• [DIRECTIONS FOR THIS TASK]:
Every line with the word "components" in it should be extracted from the data that follows.

• [RECORDS PROVIDED]:
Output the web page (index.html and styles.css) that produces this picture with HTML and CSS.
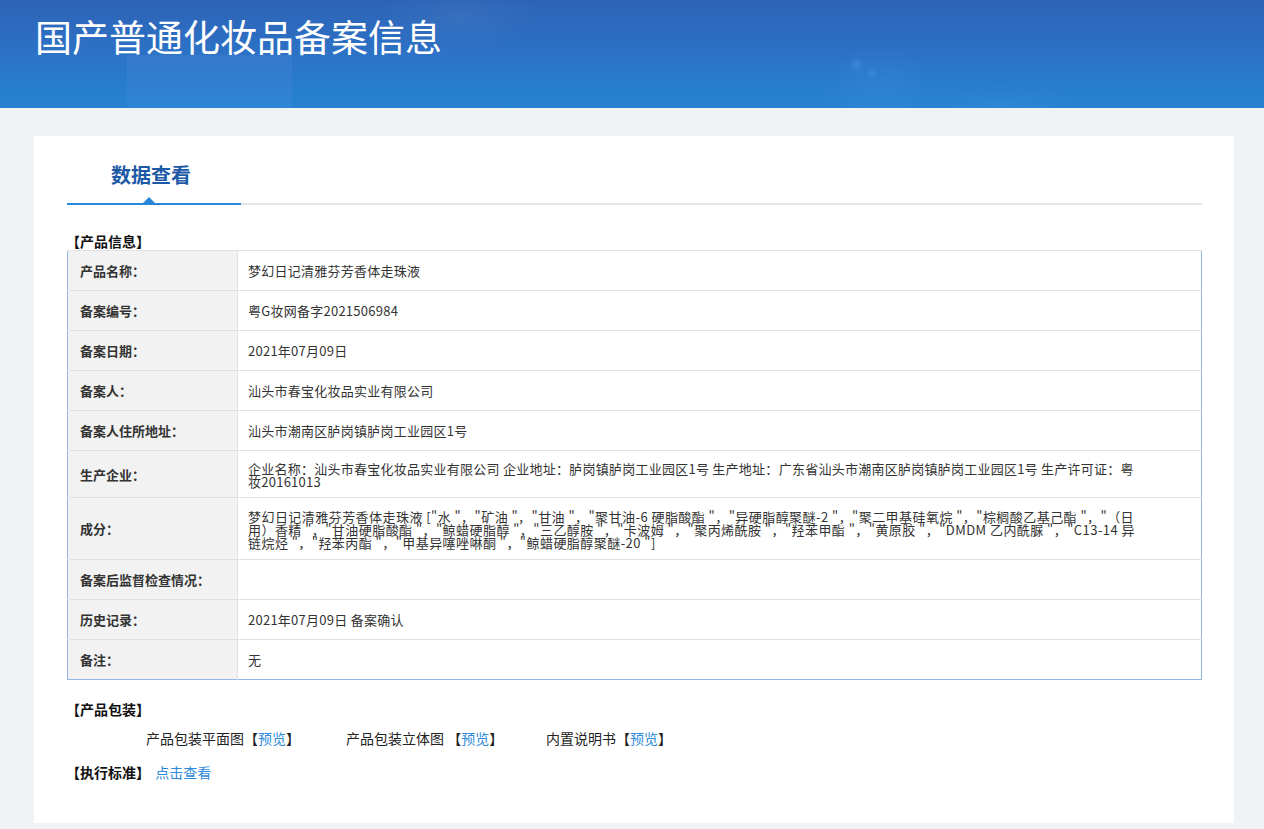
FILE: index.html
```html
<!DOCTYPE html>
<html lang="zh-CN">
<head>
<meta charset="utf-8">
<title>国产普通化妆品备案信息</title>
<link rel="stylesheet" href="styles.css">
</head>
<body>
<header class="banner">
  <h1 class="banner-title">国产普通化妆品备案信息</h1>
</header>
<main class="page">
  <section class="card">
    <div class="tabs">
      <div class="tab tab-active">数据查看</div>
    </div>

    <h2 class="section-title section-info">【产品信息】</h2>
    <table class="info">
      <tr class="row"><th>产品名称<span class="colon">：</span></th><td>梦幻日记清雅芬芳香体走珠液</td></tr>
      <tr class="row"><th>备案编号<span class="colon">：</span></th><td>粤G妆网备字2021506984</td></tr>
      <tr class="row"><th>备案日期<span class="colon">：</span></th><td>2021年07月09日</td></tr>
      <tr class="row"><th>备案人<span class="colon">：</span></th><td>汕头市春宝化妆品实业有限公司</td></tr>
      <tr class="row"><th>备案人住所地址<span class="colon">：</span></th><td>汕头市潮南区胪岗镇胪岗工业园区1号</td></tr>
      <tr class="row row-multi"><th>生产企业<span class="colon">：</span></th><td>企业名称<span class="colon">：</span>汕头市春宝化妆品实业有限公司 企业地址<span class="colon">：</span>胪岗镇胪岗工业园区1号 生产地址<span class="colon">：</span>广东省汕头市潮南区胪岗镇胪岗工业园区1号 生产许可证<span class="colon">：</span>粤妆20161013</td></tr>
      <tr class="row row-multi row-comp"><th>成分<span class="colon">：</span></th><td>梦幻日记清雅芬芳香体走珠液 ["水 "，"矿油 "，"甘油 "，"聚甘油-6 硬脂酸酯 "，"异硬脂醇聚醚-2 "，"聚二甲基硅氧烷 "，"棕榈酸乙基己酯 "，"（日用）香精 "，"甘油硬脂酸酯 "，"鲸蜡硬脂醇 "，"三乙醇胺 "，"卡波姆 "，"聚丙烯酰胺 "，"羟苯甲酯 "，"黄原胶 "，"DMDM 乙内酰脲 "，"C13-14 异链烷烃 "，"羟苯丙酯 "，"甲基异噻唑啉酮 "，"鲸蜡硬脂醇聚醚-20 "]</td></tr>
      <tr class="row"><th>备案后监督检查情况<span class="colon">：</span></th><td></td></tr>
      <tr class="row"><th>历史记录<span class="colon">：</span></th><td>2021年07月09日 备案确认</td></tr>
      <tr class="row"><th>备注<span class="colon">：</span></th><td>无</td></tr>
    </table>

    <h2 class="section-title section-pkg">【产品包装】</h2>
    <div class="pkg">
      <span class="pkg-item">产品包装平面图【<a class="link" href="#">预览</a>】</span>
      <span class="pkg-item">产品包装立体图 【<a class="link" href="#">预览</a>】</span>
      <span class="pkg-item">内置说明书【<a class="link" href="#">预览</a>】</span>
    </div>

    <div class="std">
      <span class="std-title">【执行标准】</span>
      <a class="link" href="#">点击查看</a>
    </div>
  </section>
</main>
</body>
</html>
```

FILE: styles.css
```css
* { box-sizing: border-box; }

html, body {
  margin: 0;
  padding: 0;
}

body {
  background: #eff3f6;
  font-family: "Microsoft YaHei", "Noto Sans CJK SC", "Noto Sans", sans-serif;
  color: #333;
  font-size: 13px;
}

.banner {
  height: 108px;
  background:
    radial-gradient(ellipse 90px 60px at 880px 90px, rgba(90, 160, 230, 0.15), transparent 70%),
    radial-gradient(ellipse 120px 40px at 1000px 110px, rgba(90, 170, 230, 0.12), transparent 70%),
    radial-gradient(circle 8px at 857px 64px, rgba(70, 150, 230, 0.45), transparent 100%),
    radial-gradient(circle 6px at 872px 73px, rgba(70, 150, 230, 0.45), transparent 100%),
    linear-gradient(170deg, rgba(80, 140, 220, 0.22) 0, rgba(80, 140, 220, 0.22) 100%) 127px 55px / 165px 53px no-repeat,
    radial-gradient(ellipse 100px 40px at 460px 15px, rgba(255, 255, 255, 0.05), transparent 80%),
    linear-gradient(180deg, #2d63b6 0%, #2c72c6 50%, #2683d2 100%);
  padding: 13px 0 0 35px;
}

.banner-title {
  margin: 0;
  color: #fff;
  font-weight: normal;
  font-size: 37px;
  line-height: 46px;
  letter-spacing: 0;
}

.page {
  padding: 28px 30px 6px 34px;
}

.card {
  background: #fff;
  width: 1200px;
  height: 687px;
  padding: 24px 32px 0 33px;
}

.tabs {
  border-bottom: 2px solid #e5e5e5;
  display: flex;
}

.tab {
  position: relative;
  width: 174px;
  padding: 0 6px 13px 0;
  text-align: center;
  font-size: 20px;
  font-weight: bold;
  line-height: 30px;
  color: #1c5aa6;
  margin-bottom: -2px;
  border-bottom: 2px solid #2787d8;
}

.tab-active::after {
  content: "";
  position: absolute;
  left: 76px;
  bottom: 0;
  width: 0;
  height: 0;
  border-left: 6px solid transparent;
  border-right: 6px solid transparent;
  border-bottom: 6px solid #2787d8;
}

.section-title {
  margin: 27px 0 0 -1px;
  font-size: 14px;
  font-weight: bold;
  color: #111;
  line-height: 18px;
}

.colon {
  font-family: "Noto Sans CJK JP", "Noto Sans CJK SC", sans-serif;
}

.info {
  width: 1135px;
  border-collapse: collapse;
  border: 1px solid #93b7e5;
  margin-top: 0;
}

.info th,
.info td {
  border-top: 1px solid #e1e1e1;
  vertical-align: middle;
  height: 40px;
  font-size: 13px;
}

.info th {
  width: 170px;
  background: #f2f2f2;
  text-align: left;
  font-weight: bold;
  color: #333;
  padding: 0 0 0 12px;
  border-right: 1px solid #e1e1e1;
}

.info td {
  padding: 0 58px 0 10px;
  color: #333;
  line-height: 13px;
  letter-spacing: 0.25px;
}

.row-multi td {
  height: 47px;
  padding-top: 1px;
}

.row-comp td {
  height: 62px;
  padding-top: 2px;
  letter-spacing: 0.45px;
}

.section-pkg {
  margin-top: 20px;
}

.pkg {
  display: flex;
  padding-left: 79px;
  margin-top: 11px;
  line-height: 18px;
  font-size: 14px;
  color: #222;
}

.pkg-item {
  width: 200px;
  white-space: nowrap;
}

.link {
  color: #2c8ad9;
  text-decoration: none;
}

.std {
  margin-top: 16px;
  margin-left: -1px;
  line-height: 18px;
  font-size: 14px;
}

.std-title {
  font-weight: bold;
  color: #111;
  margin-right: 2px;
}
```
==
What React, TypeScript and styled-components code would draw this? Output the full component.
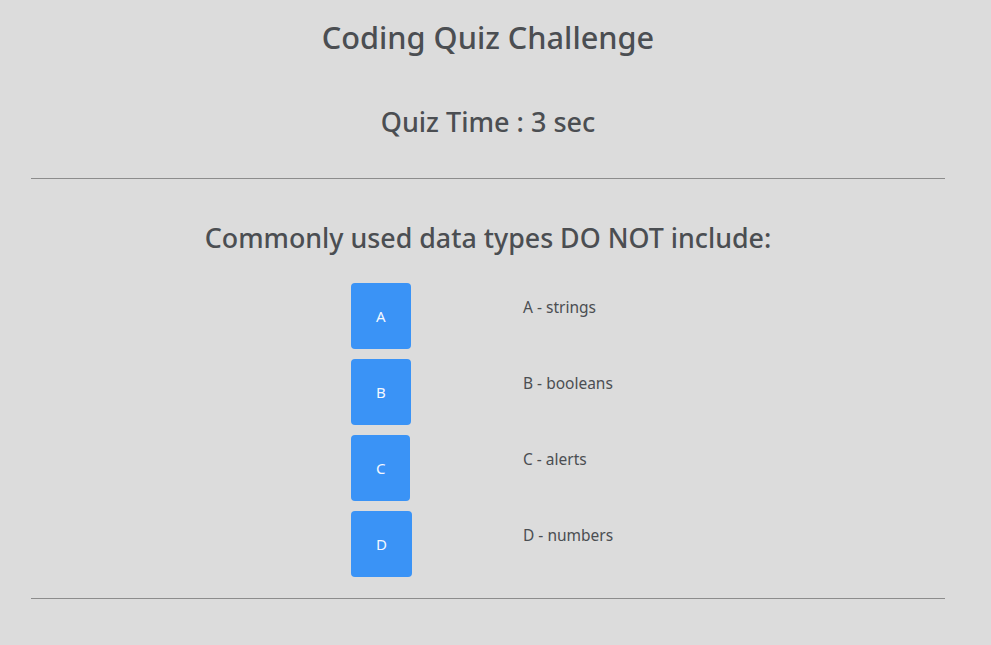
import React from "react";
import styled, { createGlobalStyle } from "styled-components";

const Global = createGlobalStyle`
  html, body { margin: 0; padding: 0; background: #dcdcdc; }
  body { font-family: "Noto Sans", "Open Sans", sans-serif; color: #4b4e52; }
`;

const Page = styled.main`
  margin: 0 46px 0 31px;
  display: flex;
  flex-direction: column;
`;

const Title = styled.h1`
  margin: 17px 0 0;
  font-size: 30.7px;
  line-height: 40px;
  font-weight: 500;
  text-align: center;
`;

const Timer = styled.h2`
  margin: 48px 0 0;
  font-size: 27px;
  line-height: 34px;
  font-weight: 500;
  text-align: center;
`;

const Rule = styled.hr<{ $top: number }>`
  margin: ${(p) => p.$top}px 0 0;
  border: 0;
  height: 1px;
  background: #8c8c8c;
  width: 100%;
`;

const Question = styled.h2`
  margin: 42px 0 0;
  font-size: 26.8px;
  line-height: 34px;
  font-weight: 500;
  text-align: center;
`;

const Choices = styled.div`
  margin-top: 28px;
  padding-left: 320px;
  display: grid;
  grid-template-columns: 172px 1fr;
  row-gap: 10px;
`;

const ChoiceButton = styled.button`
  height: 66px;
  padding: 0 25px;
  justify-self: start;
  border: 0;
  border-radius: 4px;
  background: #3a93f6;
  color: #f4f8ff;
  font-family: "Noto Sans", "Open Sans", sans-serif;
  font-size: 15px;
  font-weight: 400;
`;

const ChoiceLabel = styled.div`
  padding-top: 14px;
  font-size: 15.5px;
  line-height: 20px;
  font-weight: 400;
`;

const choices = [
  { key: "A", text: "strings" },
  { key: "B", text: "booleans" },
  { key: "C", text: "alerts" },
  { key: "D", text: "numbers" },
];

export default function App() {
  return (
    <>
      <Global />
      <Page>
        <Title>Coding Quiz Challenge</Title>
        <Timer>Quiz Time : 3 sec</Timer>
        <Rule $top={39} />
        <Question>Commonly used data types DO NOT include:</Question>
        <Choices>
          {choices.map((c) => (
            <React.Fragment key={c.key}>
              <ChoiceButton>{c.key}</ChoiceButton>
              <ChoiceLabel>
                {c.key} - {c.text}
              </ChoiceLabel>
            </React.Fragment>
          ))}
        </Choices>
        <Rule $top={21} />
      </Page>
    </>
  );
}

• [SOLUTION TO THIS PROBLEM]:
What React, TypeScript and styled-components code would draw this? Output the full component.
import styled, { createGlobalStyle } from "styled-components";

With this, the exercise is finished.